How, you ask, did a little-known blogger get flown across the country to do such high-profile weblogging? Simple: star on Ernie Hsuing‘s reality-based Blind Date Blog this past year, which i ostensibly served as a color commenter on, along with Cyan Pictures president Josh Newman. That makes Helen and i both alum of the same fantastic blog empire! So, theoretically i connect to Helen-Jane here. However, let’s keep moving…
The movie, I Love Your Work, stars Christina Ricci, Vince Vaughn, Jason Lee, and Elvis Costello. The index page of its website, to my vague disbelief, is literally Helen-Jane’s daily log from the set (which is also covered in this Salon article). The move site provides a link to Helen’s personal webpage and there, in her top-left-sidebar box she highlights what she is currently “listening to.” And, what, you ask, is she listening to?
None other than Peter Mulvey, my personal favorite folk-rock hero and my mainstay musical influence — not to mention being one of the few people on earth who owns both of my demo cds as well as occasionally talking to me from on-stage about his bottom-end. So to speak.
The internet: a small damn world afterall.

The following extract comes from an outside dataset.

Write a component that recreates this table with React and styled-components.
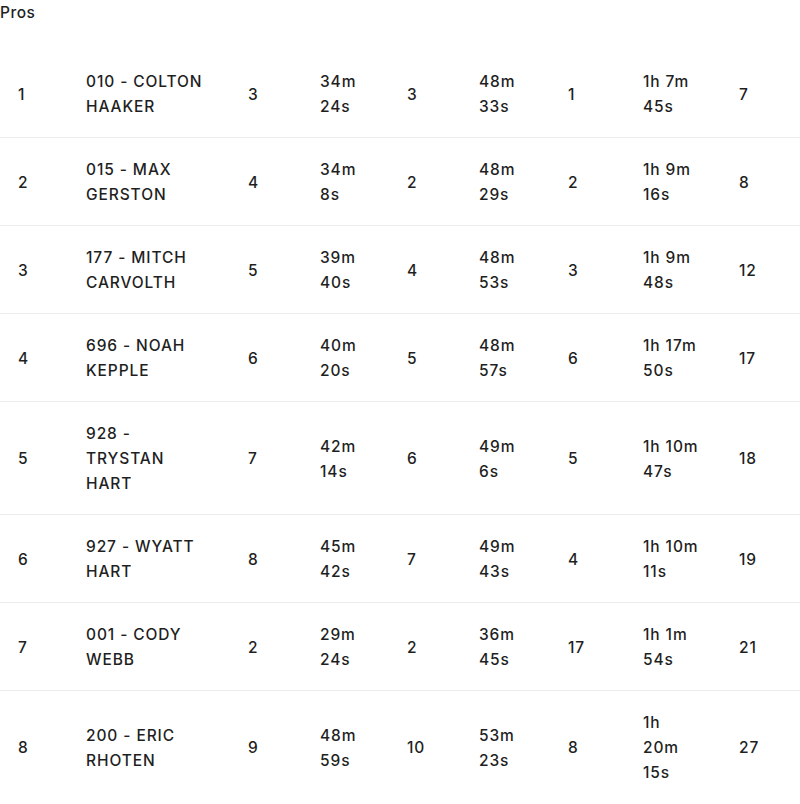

[…] File under “Coolness” – A daily reading of the superb semi-fictional (i hope) Acerbia lead me to the witty Stiletto Philosphy, whose top link is none other than The Go Fish, who i suspect could be the most read Philly blogger (she was mentioned in the Inquirer article i kvetched about on CK’s birthday). It makes me happy that TGF’s blogger has become known enough that i find my way back to her from blogs in completely other circles, which i suppose isn’t surprising given her mammoth reading list. […]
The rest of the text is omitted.